Нацизм всегда оставался для буржуазной аристократии социально-чуждым движением. "Следует отвергнуть точку зрения, будто социалистические требования нацистов выдвинуты не всерьёз. Они, конечно, вполне серьёзны, и их смысл не представляет собой ничего иного, кроме чистого коммунизма", - предупреждал фон Шлейхер ещё в октябре 1930-го. Ещё фундаментальнее идеологических были различия "эстетические", социокультурные. Поднявшийся из плебейских низов, нацизм отвергал и так или иначе ломал традиционную иерархию "фонов" вместе с их традиционной моралью. Гитлеризм был насквозь криминален, и фюрерство комплектовалось соответствующим контингентом. Одно это делало новый порядок принципиально иным, нежели планировался магнатами. Но…
"Я твёрдо убеждён, что может быть достигнуто согласие между воззрениями национал-социализма и возможностями частного хозяйства, ибо альтернатива не капитализм и социализм, а индивидуализм и коллективизм", - писал Шахт Гитлеру весной 1932-го. При этом необходимо учитывать, что "коллективизм" и по Шахту, и по Гитлеру означал этатизм.
Нечто подобное методом тыка нащупывал Ленин в "плане акционирования" 14 годами ранее. Но русская буржуазия оказалась не столь организована, как немецкая. А главное, не столь решительна, чтобы осознанно продать душу дьяволу.
Однако нельзя сказать, чтобы между крупным капиталом и высшей бюрократией хотя бы в какой-то мере произошёл разрыв. Финансово-промышленная олигархия примирилась с приоритетом партийно-государственной верхушки. Претензии на решающий голос были сняты. Далее речь шла не более чем о лояльном сотрудничестве.
Магнаты крупного капитала дисциплинированно выполняли производственные задания государства и оплачивали значительную часть нацистских социальных программ типа "зимней помощи". На постоянной основе функционировал "Кружок друзей рейхсфюрера СС", регулярно жертвовавший крупные суммы на нужды партии и её Охранных отрядов. Подчинённая роль частного капитала в нацистском государстве компенсировалась избавлением от конкуренции, социально-политической стабильностью, перспективой скорых завоеваний, устойчиво высокой нормой прибыли (пусть во многом условной и перераспределяемой) и допуском во власть.

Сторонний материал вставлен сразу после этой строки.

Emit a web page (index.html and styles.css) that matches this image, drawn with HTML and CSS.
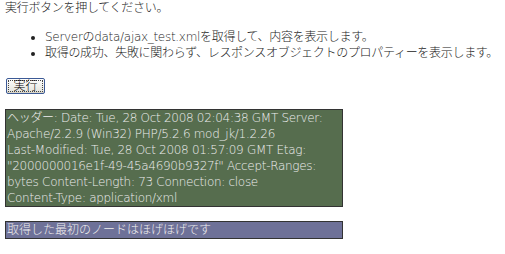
FILE: index.html
```html
<!DOCTYPE html>
<html lang="ja">
<head>
<meta charset="utf-8">
<link rel="stylesheet" href="styles.css">
</head>
<body>
<p class="intro">実行ボタンを押してください。</p>
<ul class="notes">
<li>Serverのdata/ajax_test.xmlを取得して、内容を表示します。</li>
<li>取得の成功、失敗に関わらず、レスポンスオブジェクトのプロパティーを表示します。</li>
</ul>
<div class="actions"><button class="run" type="button"><span class="run-label">実行</span></button></div>
<div class="headers">ヘッダー: Date: Tue, 28 Oct 2008 02:04:38 GMT Server: Apache/2.2.9 (Win32) PHP/5.2.6 mod_jk/1.2.26 <span class="nb">Last-Modified:</span> Tue, 28 Oct 2008 01:57:09 GMT Etag: <span class="nb">"2000000016e1f-49-45a4690b9327f"</span> <span class="nb">Accept-Ranges:</span> bytes <span class="nb">Content-Length:</span> 73 Connection: close <span class="nb">Content-Type:</span> application/xml</div>
<div class="node">取得した最初のノードはほげほげです</div>
</body>
</html>
```
FILE: styles.css
```css
html, body {
  background: #ffffff;
}
body {
  margin: 0 5px;
  font-family: "DejaVu Sans", "Noto Sans CJK JP", sans-serif;
  font-size: 12px;
  font-weight: 300;
  line-height: 16px;
  color: #222222;
  letter-spacing: -0.3px;
}
.intro {
  margin: 0;
}
.notes {
  margin: 13px 0 0;
  padding-left: 40px;
}
.actions {
  margin-top: 17px;
  padding-left: 1px;
  display: flex;
}
.run {
  height: 16px;
  width: 39px;
  padding: 1px;
  margin: 0;
  border: 1px solid #3c5a96;
  border-radius: 2px;
  background: linear-gradient(#ffffff, #e6e6e0 85%, #d6d0c0);
  font-family: inherit;
  font-weight: 300;
  font-size: 12px;
  line-height: 12px;
  color: #000000;
  display: flex;
}
.run-label {
  flex: 1;
  border: 1px dotted #444444;
  display: flex;
  align-items: center;
  justify-content: center;
}
.headers {
  margin-top: 15px;
  width: 331px;
  padding: 0 4px 0 1px;
  border: 1px solid #333333;
  background: #566d4e;
  color: #eeeeee;
  letter-spacing: -0.3px;
}
.nb {
  white-space: nowrap;
}
.node {
  margin-top: 14px;
  width: 335px;
  padding: 0 0 0 1px;
  border: 1px solid #333333;
  background: #6e7198;
  color: #eeeeee;
  letter-spacing: 0;
}
```
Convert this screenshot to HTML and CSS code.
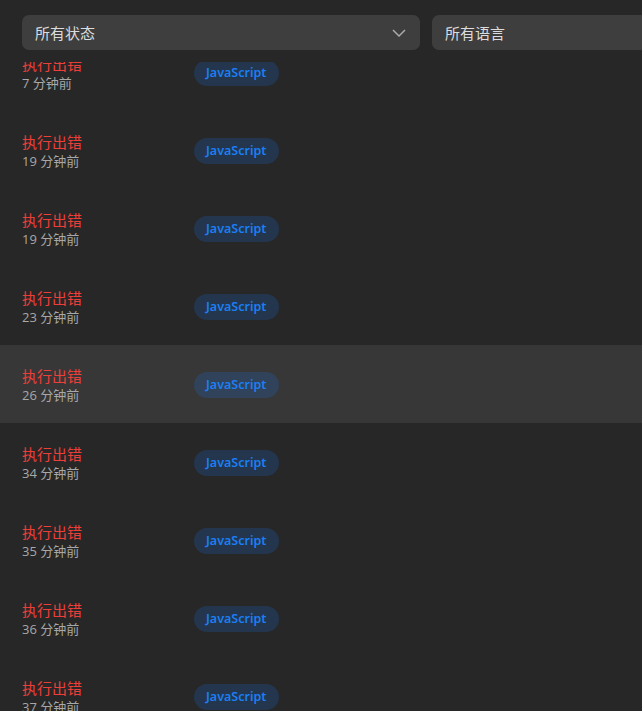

Режим НСДАП эффективно выполнял заявленные задачи. Но на своих жёстких условиях, о которых Гитлер как-то забыл упомянуть в речах 27 января 1932-го и даже 20 февраля 1933-го. Капиталисты были поставлены перед фактом: дьявол хитрее продавшихся. Оставалось делать своё дело в нацистской системе – по-своему готовить Германию к вечной войне.